++++ GIVEN ENTRIES ++++

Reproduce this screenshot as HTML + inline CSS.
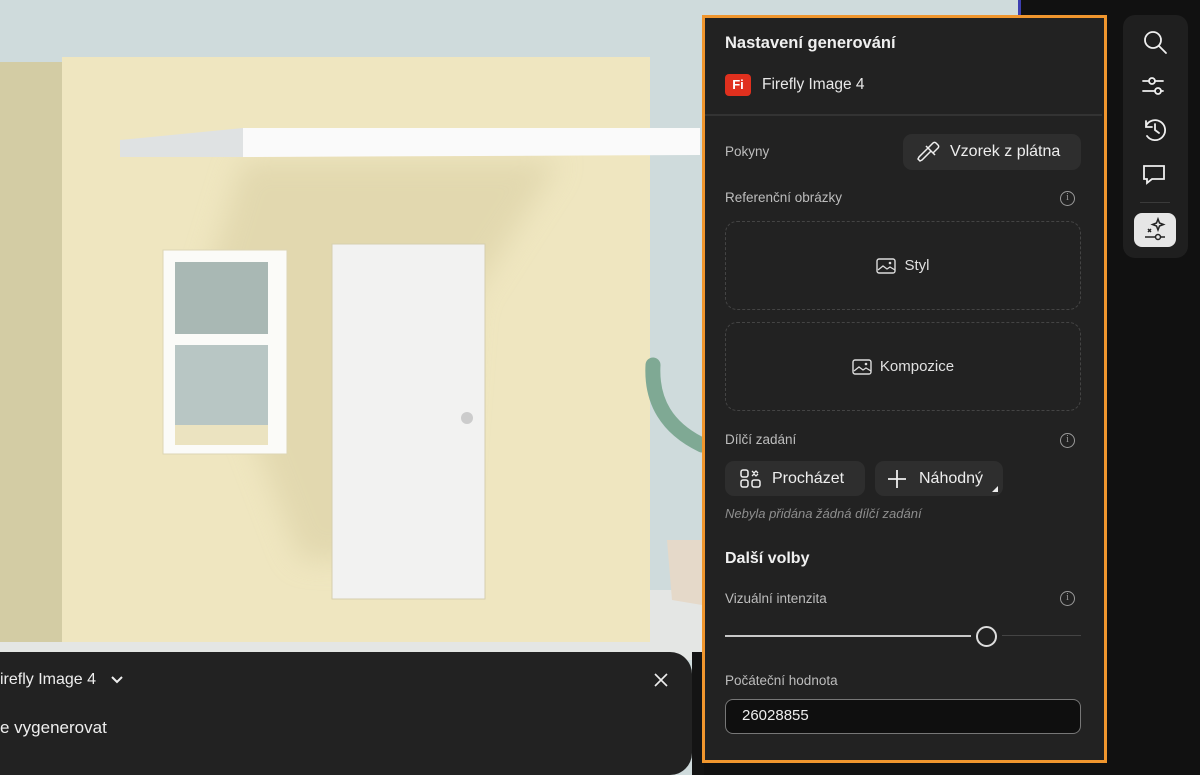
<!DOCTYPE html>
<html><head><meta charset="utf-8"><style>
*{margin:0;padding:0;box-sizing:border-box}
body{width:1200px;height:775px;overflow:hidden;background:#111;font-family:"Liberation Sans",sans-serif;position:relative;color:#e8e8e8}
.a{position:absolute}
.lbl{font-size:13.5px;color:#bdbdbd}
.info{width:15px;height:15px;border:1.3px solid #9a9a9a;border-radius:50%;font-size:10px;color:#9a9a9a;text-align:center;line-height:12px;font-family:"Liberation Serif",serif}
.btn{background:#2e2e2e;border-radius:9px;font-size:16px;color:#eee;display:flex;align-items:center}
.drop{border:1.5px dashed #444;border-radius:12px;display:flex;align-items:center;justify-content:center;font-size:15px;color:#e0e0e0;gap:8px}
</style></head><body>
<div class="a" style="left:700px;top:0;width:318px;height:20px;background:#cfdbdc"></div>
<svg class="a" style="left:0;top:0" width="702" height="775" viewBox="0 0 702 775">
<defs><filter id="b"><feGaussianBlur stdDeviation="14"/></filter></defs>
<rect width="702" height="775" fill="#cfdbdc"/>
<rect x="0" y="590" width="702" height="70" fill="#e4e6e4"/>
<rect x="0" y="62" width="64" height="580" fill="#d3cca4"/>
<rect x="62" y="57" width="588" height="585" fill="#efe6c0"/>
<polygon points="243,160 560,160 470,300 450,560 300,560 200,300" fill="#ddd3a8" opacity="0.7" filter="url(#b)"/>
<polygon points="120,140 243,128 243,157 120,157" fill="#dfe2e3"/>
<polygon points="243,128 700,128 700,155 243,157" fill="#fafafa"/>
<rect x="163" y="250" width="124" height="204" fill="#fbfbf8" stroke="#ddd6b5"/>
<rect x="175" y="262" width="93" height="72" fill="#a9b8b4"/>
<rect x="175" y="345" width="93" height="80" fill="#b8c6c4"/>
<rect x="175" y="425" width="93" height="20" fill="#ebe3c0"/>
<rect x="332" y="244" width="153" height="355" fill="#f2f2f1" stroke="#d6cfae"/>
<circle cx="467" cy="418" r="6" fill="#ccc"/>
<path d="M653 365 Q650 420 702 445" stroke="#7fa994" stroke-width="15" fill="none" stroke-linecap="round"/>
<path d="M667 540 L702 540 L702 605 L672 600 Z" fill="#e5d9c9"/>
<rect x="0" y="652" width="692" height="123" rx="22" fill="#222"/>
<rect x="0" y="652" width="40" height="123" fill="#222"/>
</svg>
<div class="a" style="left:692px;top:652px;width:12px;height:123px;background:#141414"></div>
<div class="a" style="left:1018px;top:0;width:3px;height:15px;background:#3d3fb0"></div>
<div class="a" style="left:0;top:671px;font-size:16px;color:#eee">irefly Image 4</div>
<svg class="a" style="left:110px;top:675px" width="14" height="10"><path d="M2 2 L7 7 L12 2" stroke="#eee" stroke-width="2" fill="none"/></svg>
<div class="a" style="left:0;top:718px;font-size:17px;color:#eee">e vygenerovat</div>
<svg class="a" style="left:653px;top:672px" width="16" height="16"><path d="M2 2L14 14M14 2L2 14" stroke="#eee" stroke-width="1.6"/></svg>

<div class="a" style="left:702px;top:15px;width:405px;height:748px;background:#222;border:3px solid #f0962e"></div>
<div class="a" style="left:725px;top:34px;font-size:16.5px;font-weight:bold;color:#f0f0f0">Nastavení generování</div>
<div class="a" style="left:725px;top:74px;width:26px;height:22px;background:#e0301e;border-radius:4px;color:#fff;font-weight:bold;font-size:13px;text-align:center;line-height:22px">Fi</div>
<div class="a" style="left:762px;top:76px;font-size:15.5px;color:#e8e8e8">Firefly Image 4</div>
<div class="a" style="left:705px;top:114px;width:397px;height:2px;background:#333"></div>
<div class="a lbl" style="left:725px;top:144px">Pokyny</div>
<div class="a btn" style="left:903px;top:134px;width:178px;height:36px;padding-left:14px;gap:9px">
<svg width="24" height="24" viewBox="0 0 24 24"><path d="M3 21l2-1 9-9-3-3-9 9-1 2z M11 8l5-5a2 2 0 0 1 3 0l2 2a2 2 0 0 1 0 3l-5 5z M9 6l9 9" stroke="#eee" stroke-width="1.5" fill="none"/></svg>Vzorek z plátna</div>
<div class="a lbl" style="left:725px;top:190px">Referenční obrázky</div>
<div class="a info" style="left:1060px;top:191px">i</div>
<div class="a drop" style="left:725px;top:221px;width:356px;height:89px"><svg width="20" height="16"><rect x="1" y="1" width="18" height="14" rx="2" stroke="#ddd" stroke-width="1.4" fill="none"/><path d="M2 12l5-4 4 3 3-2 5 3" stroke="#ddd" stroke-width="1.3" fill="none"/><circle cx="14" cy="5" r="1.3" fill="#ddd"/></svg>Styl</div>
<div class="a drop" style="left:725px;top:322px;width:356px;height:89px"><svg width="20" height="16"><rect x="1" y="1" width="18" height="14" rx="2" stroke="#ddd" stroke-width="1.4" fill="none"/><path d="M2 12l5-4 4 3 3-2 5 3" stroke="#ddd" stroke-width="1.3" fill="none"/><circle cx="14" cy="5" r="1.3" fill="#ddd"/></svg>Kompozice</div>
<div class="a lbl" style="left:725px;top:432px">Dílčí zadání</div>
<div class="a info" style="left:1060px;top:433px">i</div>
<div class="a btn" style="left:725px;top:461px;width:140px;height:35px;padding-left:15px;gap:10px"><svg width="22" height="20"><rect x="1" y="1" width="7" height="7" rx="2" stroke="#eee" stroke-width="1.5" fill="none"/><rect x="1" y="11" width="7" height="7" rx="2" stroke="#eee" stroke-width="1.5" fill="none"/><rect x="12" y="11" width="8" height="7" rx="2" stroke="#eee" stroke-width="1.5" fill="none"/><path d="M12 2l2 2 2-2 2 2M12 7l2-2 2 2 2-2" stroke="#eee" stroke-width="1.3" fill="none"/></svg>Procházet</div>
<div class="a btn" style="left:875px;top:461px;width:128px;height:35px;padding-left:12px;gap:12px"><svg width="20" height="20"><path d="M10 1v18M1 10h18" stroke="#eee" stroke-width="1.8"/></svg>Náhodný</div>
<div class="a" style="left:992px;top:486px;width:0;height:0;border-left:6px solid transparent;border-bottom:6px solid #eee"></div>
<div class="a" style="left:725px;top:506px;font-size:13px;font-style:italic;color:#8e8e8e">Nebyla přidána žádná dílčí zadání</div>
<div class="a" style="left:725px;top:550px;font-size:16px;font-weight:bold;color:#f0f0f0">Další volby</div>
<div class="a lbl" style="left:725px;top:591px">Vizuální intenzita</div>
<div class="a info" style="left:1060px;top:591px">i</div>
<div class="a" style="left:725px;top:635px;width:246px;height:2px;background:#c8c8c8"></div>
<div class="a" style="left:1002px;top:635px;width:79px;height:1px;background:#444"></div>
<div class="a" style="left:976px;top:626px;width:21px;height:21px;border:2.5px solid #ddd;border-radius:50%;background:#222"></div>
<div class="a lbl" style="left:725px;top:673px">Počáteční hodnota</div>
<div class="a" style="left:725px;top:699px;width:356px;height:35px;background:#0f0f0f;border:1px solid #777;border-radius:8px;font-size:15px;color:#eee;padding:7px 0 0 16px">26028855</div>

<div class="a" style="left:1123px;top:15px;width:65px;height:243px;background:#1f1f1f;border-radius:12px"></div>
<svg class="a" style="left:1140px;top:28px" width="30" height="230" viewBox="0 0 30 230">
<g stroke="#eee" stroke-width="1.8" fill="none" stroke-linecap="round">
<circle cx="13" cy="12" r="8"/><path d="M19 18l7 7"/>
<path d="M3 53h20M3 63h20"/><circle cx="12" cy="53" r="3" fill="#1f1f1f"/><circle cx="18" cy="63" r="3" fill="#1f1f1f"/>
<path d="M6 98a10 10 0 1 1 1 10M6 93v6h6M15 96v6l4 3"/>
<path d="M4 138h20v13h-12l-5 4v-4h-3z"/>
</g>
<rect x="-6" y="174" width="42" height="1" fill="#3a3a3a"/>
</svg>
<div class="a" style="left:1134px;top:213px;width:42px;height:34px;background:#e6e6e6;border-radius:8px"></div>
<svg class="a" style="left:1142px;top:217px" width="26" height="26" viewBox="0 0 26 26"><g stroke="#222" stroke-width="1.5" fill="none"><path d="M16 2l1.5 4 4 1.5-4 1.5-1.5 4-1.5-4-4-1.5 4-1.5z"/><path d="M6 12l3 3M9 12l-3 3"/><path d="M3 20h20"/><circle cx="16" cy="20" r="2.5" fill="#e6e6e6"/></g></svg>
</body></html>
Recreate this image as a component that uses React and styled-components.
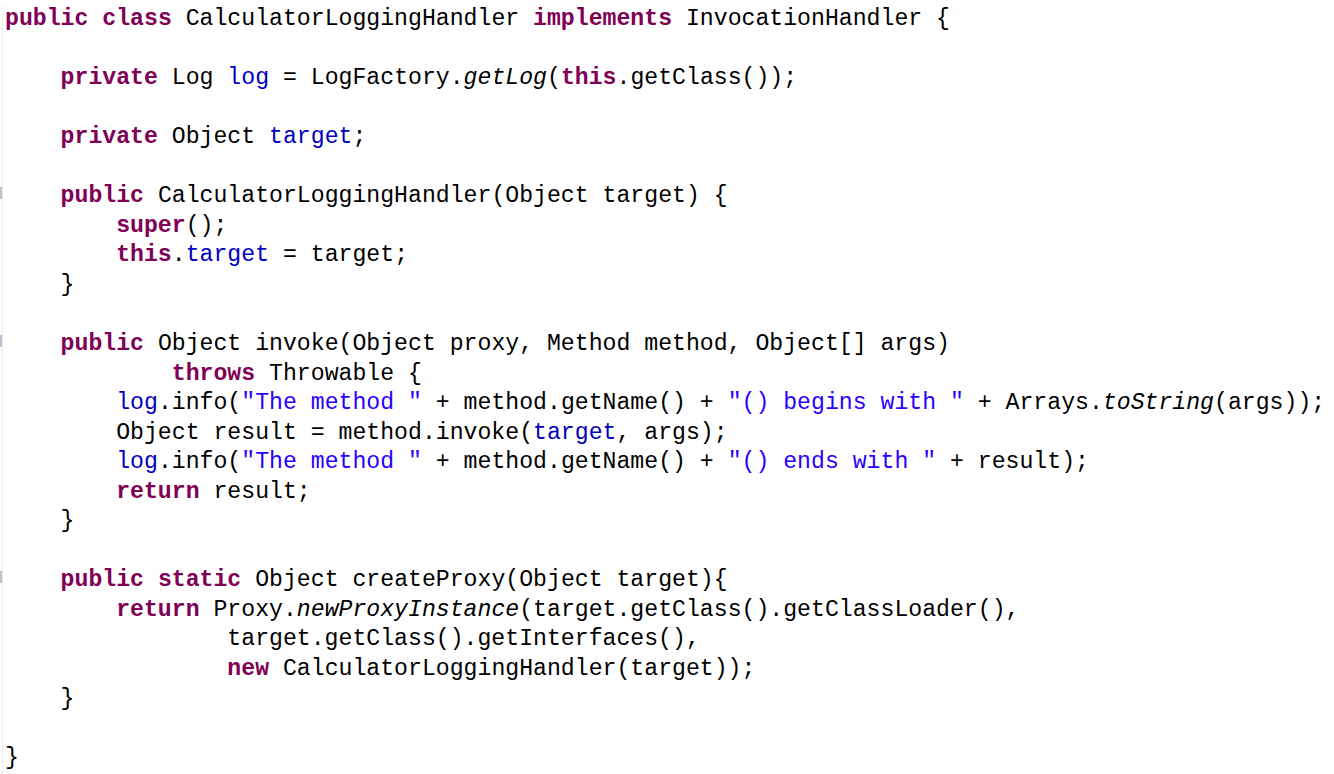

++++

(WHAT THE TASK ASKS) Copy each line above containing the string "this".

(OUTPUT BELOW)
Reproduce this screenshot as HTML + inline CSS.
Recreate this image as a component that uses React and styled-components.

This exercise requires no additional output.